Election fraud belief undimmed for Trump fans, despite party hopes
Jonathan Riches has been to 40 Donald Trump rallies and fervently believes the last US presidential election was stolen.
Like thousands of others who spent hours in a dusty field in Arizona this weekend to watch the former president speak, that belief is a bedrock — no matter how much the Republican Party leadership wishes otherwise.
“We love our president. I call him President Trump because I still consider him my president,” Riches, 44, told AFP.
Riches was among fellow believers in Florence, 60 miles (100 kilometers) outside Phoenix for Saturday’s rally.
Some had arrived days in advance and traveled long distances — Riches is from Tampa, Florida — and were getting together in a party atmosphere with friends from all over the country.
“It’s awesome,” said Jennifer Winterbauer, who had journeyed from Texas.
“I have better friends here than I do at home. Everybody is like family.”
The reunion was treated to a greatest hits of Trumpism, as speaker after speaker blasted President Joe Biden as “deranged,” hit out at the “lamestream media,” lamented supposedly “open borders” and railed against Covid-19 masking and vaccines.
But the dominant theme was debunked theories about electoral fraud and the illegitimacy of the 2020 presidential poll.
Senior Republicans wish it was different.
– Pivot –
Senate Minority Leader Mitch McConnell this week came to the defense of fellow Senator Mike Rounds, who earned Trump supporters’ ire by saying he lost.
“I think Senator Rounds told the truth about what happened in the 2020 election,” McConnell told CNN. “And I agree with him.”

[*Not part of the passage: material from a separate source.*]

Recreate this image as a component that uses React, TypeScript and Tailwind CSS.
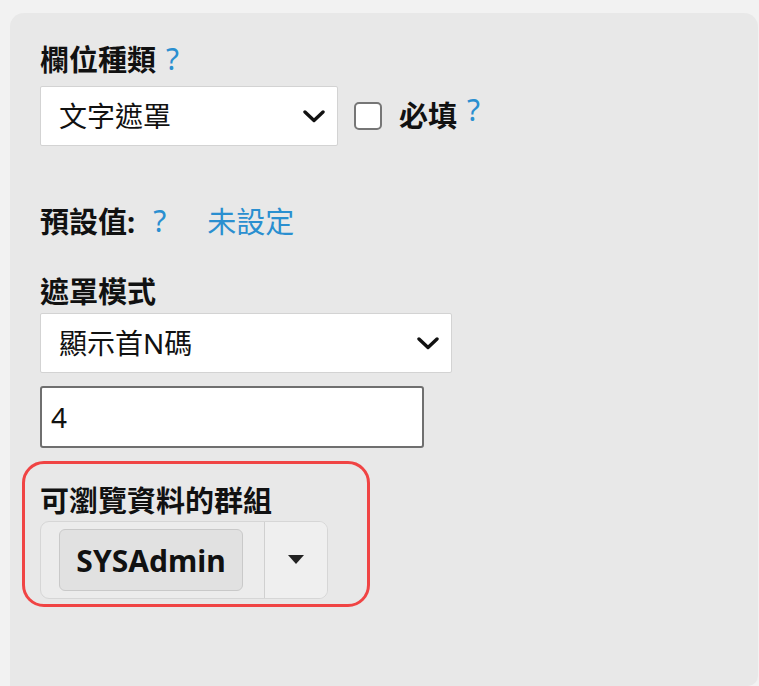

McConnell has gently tried to pivot the Republican Party away from a fixation on re-litigating 2020, which Biden won by millions of votes.
Dozens of legal attempts to overturn part of the ballot have failed and no credible evidence of significant voter fraud has emerged.
With the 2022 midterm elections in focus, McConnell wants to concentrate his fire on Biden’s record after a difficult first year in office, with Covid surging, inflation skyrocketing and grocery shelves hit by supply chain difficulties.
But Trump’s hold on a significant proportion of the Republican Party base — and the demand that the 2020 election be re-fought — makes that difficult.
“We have to address 2020,” Winterbauer, 49, told AFP.
“You’re gonna have the same problem. Because just like he (Trump) says, when you rob a bank, you get caught. You don’t get to keep the money. And you don’t get to go away scot-free.”
Speakers were introduced as “Trump-endorsed” and all of them cast doubt on 2020.
“That election was rotten to the core,” Congressman Paul Gosar told the crowd.
When Trump took to the stage, he set about a binary classification of people — those who signed on to his theories about fraud were “smart” and “tough,” while those who didn’t were “horrible” and “weak.”
The message was clear: without getting in line on election fraud claims, no-one will get Trump’s endorsement.
It was music to the ears for Will Garrity, who had traveled from Houston, Texas.
“You can’t tell me that it was a legit election,” he said.
“If you really pay attention to the facts to various audits, various information that’s coming out, you see it. I mean, it’s crystal clear.”
– ‘Refocus’ –
While that view was consistent in Florence on Saturday, it is not what the country at large thinks.
An Axios-Momentive opinion poll published this month found that around 40 percent of Americans believe the vote was compromised.
That leaves a majority who want to move on, and for Senator Mike Rounds, the party’s inability to do so could hurt them.
“The election was fair — as fair as we’ve seen. We simply did not win the election as Republicans for the presidency,” Rounds told ABC News last week.
“Moving forward, we have to refocus once again on what it’s going to take to win the presidency,” he added.
“And if we simply look back and tell our people don’t vote because there’s cheating going on, then we’re going to put ourselves in a huge disadvantage.”